This is an archive of the discontinued LLVM Phabricator instance.

[DWARFSymbolFile] Add the module lock where necessary and assert that we own it.
ClosedPublic

Authored by JDevlieghere on Sep 26 2018, 4:30 AM.

Details

Summary

As discussed with Greg at the dev meeting, we need to ensure we have the module lock in the SymbolFile. Usually the symbol file is accessed through the symbol vendor which ensures that the necessary locks are taken. However, there are a few methods that are accessed by the expression parser and were lacking the lock.

This patch adds the locking where necessary and everywhere else asserts that we actually already own the lock.

Diff Detail

Event Timeline

JDevlieghere created this revision.Sep 26 2018, 4:30 AM

It is the SymbolVendor's job to do the locking. And in many cases it already is. I stopped with inlined comments after a few comments as it would apply to this entire patch.

It would be great if we can replace all of the locations where you added lock guards with lldbasserts to assert that the lock is already taken. Then we might be able to catch places where the locks are not being respected. But in general the symbol vendor should take the lock, use N number of SymbolFile instances to complete the request, and then release the lock. Makes things easier on the lldb_private::SymbolFile subclasses this way.

source/Plugins/SymbolFile/DWARF/SymbolFileDWARF.cpp
263–264

This shouldn't require locking as it is just handing out a type list ivar from one place or another.

275–276

This is not a SymbolFile override. It shouldn't require the locking.

439–440

This shouldn't require locking as it is just handing out a type system from one place or another.

860–861

SymbolVendor::GetNumCompileUnits() already takes the module lock for us.
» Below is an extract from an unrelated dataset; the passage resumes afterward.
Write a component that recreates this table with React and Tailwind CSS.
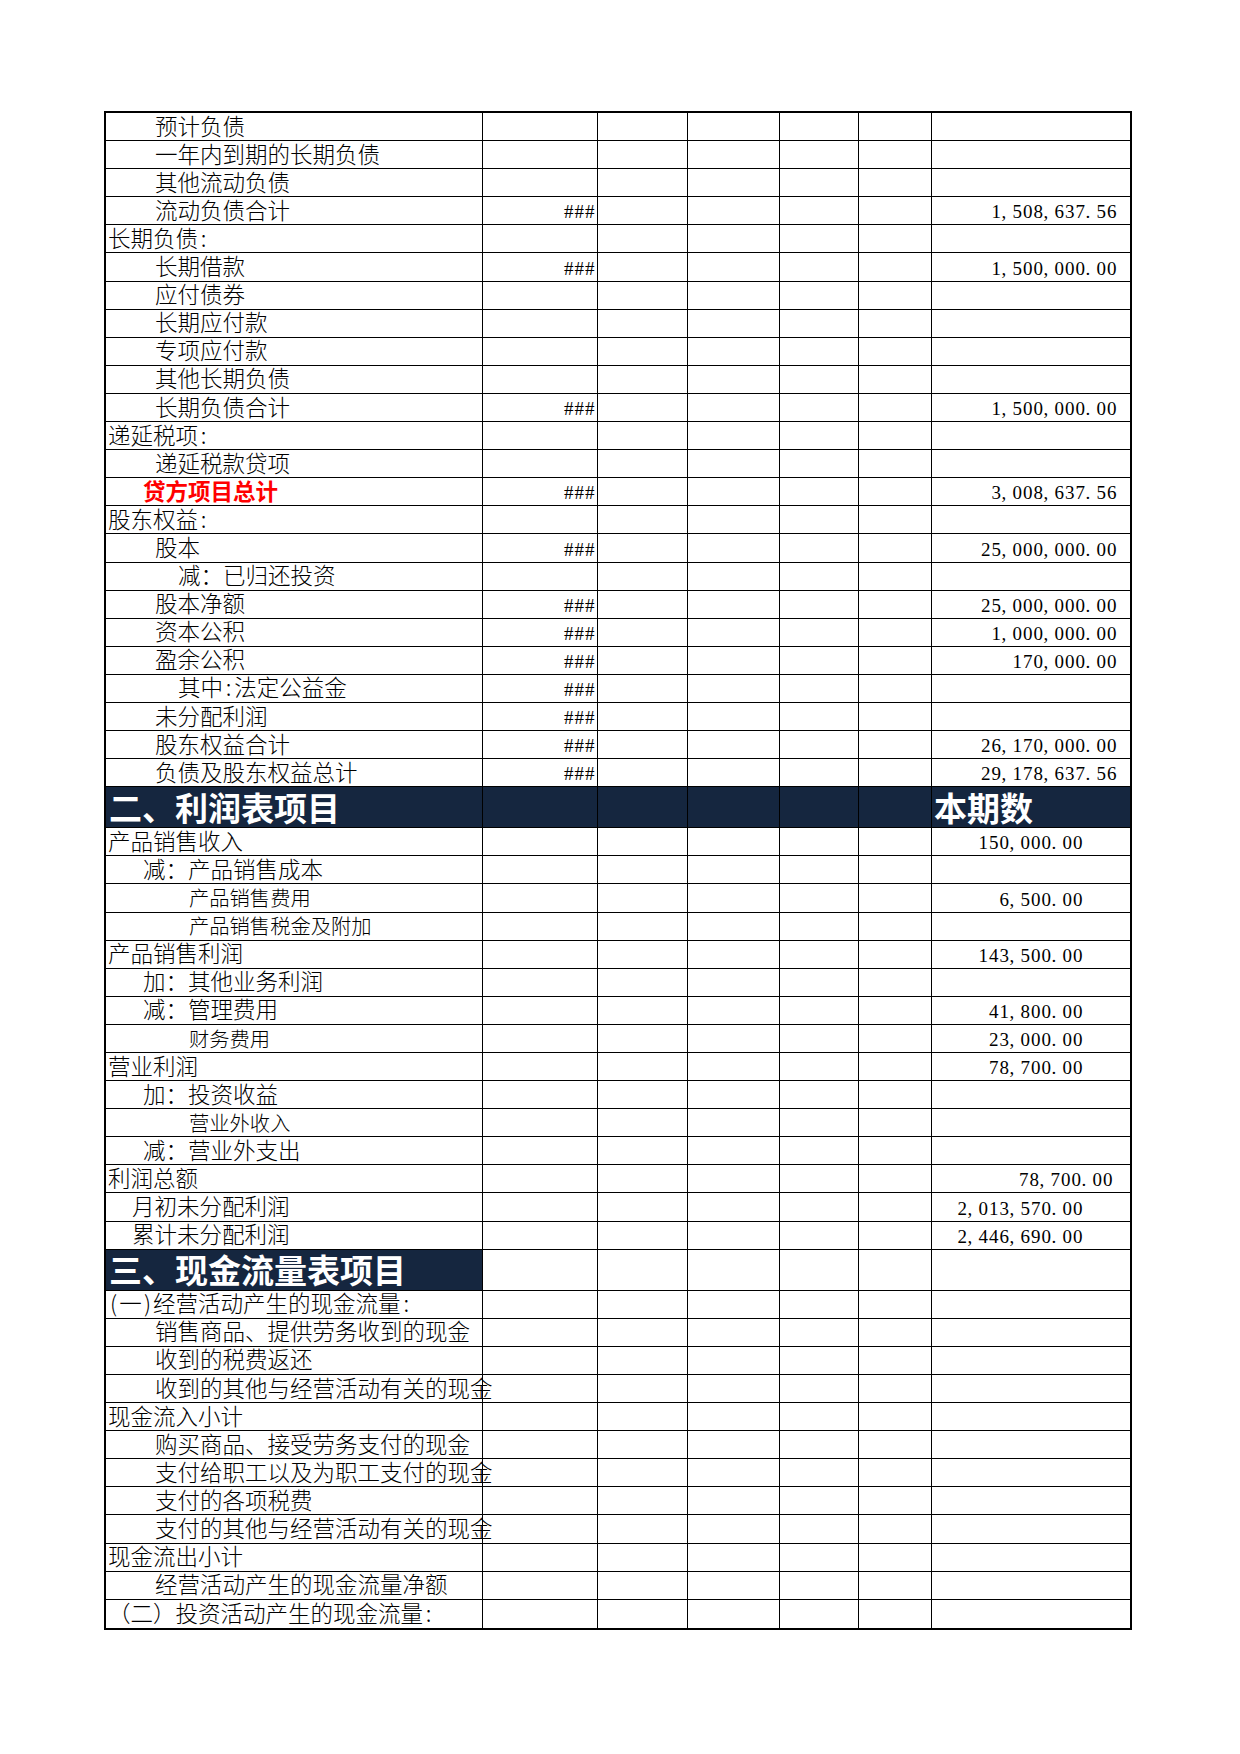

All other internal calls to this should be protected as well

867–868

SymbolVendor already takes the module lock for us

880–881

SymbolVendor requests that lead to this call should take the lock for us...

It is the SymbolVendor's job to do the locking. And in many cases it already is. I stopped with inlined comments after a few comments as it would apply to this entire patch.

Thanks Greg. Honestly I don't know the code well enough to be sure where we *need* a lock and where we can get away without. Since it's a recursive mutex I figured there's no harm in playing it safe. Not everything goes through the symbol vendor though, for example the backtrace below is the result of a corruption and it looks like we're calling directly into SymbolFileDWARF.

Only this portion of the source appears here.